What happened, though, is loan brokers began giving loans to people who couldn’t afford them. Sometimes they were up to 70 or 80 percent of their income. This leads to high foreclosure rates, she said.

According to Fox, Indiana is 11th on the list of state’s foreclosure ratings, with a rating of 3.59 percent.

Thomas Kavanaugh, vice president for JobWorks, Inc., discussed his work at JobWorks in trying to train people and help them find new jobs in the community once they are unemployed.

“Elkhart County is pushing depression-like unemployment rates. Right now, at the end of January, they are at 18.3 percent,” Kavanaugh said.

The difficulty in finding new jobs for workers in manufacturing comes from their lack of training in the areas of work that still have openings available, he said.

“Most of the people that work at RV manufacturing companies have never needed a computer for work,” Kavanaugh said. “The skill base we are dealing with for these individuals who are not employed is completely under skilled with the people we are trying to employ.”

Finding jobs is still an issue, and according to Kavanaugh, word of mouth is currently one of the most common ways. It’s not the Internet or classifieds, but connections with people that are helping the currently unemployed find work, he said.

“That is how people are finding jobs these days. It’s through networking,” he said. “It’s not necessarily what you know, it’s who you know.”

Jessie Whitaker, director of the LEND Homeownership Center, said the housing market has been facing problems due to difficulties in homeowners securing loans.

“I tell the individual, you may need to start saving your money pack up and move because they are not going to work with you,” Whitaker said.

The government is working on providing incentives for servicers, who homeowners pay their loans to, to modify the loans to help them pay their loan, she said.

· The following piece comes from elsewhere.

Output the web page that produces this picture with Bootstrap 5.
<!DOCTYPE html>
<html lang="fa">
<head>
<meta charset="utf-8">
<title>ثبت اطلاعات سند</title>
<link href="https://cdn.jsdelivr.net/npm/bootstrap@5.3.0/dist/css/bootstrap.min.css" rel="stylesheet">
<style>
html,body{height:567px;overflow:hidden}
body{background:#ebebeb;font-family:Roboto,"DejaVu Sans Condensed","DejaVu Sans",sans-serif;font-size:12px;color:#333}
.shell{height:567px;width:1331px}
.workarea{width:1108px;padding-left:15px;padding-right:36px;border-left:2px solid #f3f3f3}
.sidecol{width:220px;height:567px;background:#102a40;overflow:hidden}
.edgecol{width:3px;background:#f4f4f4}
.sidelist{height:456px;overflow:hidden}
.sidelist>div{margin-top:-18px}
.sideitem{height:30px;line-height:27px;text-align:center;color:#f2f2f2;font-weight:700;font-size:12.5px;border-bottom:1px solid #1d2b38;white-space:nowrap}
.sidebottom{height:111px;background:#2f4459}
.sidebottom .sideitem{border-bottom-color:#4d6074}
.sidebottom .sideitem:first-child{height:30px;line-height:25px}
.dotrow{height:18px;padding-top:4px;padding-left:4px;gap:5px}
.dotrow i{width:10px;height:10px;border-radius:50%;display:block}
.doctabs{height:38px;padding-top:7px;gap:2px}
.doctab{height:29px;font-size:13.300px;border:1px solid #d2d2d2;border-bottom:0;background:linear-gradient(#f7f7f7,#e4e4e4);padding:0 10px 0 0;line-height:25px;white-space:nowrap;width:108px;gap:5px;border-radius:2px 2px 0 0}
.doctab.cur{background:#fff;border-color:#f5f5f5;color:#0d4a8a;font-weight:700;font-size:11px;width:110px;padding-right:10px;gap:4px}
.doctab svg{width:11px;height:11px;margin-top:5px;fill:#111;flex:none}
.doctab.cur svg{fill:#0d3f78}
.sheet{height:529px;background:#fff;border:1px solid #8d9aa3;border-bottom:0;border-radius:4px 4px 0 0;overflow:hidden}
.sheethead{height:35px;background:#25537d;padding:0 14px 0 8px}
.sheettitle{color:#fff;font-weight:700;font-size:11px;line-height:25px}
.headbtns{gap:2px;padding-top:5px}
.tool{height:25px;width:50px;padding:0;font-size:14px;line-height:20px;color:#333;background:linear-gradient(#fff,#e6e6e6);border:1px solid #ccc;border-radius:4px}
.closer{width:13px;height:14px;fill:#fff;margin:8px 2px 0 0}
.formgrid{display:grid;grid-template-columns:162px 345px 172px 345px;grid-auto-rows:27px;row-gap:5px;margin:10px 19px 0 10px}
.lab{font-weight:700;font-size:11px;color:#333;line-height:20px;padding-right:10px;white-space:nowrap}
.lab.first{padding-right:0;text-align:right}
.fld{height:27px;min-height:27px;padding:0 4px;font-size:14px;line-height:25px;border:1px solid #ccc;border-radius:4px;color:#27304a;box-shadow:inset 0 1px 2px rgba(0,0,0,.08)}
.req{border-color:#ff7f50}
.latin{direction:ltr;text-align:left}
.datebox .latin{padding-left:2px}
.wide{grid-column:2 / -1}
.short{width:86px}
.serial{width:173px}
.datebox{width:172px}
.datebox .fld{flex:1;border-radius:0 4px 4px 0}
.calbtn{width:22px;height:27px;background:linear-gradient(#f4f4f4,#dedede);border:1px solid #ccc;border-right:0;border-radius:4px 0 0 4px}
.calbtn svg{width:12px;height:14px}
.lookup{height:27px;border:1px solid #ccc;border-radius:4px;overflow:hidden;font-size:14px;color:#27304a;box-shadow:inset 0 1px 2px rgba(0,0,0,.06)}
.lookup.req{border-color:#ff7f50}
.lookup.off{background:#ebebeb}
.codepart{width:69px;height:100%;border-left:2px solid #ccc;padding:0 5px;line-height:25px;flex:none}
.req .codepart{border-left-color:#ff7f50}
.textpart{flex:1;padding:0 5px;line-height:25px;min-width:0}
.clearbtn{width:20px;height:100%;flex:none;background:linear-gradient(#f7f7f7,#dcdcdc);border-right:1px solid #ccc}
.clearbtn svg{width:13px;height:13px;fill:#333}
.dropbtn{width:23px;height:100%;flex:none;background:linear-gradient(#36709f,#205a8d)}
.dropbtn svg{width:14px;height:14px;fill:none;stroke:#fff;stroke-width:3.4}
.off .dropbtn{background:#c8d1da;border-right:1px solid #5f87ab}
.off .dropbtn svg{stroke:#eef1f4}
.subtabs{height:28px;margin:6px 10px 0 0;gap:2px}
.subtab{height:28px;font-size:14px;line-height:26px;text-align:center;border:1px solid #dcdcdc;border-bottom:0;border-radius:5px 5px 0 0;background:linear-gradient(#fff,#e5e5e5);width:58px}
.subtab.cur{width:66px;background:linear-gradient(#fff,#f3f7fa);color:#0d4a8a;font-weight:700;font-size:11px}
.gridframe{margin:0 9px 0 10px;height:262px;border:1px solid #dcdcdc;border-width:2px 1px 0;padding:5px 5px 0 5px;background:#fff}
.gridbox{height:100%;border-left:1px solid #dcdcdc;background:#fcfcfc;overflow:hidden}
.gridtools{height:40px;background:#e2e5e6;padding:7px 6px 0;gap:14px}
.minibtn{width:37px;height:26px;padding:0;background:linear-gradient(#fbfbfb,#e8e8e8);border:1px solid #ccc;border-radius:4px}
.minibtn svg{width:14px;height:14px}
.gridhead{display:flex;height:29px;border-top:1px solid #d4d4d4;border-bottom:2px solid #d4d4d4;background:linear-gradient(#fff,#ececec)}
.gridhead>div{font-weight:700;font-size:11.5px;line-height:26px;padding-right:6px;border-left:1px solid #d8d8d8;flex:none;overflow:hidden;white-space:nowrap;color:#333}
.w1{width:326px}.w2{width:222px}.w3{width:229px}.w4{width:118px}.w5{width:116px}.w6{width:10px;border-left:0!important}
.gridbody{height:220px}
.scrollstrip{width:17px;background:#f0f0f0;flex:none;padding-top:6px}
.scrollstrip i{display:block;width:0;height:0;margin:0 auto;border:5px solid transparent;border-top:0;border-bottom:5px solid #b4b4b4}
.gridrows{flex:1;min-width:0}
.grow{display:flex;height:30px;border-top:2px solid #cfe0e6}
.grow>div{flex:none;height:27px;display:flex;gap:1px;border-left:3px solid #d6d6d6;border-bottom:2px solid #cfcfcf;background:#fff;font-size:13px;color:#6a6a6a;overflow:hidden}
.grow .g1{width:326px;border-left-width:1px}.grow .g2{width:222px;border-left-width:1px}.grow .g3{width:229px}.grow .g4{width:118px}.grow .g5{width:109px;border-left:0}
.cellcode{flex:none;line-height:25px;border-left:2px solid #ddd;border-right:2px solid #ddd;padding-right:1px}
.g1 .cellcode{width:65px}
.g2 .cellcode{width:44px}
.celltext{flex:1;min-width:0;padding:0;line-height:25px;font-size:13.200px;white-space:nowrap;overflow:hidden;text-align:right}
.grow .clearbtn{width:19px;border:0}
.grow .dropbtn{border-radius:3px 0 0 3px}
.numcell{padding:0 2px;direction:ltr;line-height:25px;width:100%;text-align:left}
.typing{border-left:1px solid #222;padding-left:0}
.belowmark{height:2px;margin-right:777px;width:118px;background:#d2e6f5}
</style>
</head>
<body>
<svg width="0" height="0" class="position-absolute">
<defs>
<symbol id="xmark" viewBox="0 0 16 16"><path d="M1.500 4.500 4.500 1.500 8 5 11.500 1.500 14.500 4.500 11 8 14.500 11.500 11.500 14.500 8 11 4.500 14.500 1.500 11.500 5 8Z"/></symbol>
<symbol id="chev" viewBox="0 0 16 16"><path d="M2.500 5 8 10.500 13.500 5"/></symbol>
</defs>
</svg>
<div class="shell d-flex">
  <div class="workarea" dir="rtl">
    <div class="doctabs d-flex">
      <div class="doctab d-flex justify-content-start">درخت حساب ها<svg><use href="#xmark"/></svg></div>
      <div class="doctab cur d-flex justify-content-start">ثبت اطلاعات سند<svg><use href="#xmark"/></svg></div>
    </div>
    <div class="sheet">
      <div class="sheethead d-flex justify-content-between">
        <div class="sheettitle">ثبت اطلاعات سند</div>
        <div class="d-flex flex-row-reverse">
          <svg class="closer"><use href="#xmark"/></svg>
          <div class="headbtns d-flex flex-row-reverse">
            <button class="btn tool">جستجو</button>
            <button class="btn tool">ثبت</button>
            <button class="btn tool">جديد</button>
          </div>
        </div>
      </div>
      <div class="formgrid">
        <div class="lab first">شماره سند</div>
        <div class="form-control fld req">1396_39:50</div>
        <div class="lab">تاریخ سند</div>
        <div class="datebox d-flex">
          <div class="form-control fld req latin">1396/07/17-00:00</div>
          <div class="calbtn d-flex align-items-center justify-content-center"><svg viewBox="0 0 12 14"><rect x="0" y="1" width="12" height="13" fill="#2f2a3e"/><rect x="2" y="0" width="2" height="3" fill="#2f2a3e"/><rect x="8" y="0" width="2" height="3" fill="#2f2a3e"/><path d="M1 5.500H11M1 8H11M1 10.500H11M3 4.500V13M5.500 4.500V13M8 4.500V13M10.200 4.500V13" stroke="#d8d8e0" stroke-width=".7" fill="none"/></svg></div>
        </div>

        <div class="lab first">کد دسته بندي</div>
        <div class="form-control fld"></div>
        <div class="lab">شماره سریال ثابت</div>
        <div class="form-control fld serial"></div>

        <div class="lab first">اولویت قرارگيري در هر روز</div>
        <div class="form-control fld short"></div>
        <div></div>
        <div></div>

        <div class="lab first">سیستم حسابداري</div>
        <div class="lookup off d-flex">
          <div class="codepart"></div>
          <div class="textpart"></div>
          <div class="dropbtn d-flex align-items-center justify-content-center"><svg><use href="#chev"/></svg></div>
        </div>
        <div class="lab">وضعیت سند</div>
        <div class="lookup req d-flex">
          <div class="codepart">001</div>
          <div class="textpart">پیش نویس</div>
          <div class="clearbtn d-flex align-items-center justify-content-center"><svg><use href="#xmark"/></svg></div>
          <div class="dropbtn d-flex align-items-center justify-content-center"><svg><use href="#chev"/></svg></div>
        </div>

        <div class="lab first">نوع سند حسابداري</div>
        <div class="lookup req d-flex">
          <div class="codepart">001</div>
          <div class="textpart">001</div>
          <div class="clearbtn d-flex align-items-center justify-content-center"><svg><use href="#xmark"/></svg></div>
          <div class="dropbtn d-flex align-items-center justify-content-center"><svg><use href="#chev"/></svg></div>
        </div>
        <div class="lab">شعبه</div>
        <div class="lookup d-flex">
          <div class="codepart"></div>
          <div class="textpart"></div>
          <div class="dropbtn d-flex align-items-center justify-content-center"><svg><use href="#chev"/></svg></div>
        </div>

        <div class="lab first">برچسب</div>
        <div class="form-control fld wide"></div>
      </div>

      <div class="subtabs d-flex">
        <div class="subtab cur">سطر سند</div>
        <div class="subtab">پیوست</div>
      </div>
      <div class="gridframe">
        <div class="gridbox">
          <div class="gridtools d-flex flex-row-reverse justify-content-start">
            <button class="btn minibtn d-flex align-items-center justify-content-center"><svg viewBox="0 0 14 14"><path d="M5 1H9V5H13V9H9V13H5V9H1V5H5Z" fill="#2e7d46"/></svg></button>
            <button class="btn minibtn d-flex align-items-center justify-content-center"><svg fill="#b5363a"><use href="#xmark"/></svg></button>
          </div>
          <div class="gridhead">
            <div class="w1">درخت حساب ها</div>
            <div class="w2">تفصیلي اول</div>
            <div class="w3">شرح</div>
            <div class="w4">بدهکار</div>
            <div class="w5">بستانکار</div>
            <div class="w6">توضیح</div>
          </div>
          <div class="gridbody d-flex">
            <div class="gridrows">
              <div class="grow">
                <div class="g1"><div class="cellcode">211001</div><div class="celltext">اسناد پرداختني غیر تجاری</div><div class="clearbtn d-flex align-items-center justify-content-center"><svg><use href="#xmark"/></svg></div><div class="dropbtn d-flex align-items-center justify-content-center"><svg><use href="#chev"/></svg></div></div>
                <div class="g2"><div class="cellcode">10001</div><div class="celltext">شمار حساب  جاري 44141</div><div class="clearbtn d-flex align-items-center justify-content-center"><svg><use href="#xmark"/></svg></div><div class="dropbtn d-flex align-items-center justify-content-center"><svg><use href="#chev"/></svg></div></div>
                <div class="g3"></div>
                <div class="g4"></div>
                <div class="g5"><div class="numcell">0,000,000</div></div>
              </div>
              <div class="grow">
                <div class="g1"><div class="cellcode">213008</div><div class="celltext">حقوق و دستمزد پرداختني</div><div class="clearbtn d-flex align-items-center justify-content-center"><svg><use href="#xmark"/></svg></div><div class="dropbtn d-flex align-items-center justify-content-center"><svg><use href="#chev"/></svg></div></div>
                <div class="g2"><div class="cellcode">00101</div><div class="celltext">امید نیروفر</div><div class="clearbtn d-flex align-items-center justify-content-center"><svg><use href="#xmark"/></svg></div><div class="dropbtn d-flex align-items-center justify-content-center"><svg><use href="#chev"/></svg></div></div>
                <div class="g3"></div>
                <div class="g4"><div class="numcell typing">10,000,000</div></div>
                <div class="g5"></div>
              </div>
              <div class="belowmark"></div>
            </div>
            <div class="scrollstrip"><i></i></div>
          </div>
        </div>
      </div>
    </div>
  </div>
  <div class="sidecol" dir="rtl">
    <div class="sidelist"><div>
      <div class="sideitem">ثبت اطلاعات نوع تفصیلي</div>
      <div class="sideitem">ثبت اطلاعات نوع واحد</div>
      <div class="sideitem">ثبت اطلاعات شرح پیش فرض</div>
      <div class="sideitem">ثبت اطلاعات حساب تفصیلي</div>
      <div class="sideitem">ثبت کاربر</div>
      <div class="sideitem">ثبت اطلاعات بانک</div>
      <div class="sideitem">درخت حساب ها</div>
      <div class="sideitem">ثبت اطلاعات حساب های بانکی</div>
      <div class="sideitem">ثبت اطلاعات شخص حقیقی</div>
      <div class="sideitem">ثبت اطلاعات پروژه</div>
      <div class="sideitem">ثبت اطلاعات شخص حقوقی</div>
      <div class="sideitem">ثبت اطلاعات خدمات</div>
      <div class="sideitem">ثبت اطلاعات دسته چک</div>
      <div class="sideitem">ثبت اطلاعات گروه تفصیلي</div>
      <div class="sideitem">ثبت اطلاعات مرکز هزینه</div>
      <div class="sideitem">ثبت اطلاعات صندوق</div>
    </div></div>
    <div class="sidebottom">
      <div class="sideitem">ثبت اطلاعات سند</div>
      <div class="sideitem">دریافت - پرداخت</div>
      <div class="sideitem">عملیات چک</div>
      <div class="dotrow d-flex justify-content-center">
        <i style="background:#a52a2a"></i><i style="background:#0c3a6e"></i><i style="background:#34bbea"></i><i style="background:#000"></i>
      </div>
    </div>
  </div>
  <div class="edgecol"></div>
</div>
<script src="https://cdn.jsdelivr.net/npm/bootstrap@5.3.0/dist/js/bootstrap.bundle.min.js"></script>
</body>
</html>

According to Whitaker, in the state of Indiana since January 2008, there have been 8,962 foreclosures.

Annie Envall, assistant director at S-O-S, a rape crisis center in South Bend, shifted away from the financial effects of this crisis into the emotional toll it takes on individuals and families.

She said people enter into an abusive cycle that rotates between tension, explosion and regret, or something she called the “honeymoon stage.”

Envall said even though they blame their poor behavior on the economy, the abusers have larger issues.

“The true driving force behind domestic violence is the need for power, the need for control,” Envall said.

She said she believes it is important to have resources available to help victims of abuse.

Even though Envall said she hasn’t seen a notable increase in domestic violence as a result of the economy, she also said abuse is one of the least reported of crimes.

Mark Geissier, a social worker with the South Bend Community Schools Corporation, addressed the effect of these stresses on children. He stressed the increase of children living at or below poverty level.

“I think what we are going to be seeing soon is kids slipping into poverty who were already living on the margin before,” Geissler said.

He also said the focus on children’s emotional needs is not being addressed because their basic needs have to be met.

“It’s a great time for these kids to get mental health treatment, but the problem is, mental health is no priority when there is an uncertainty about where food, shelter, and utilities is coming from,” Geissler said.

In order to address these issues, the panelists said they believe government regulation is necessary, but more importantly, there is a need for education.

Kavanaugh said education “is an important thing that our government, our leadership and really the businesses really need to take a look at and make sure they are educating people on financial literacy.”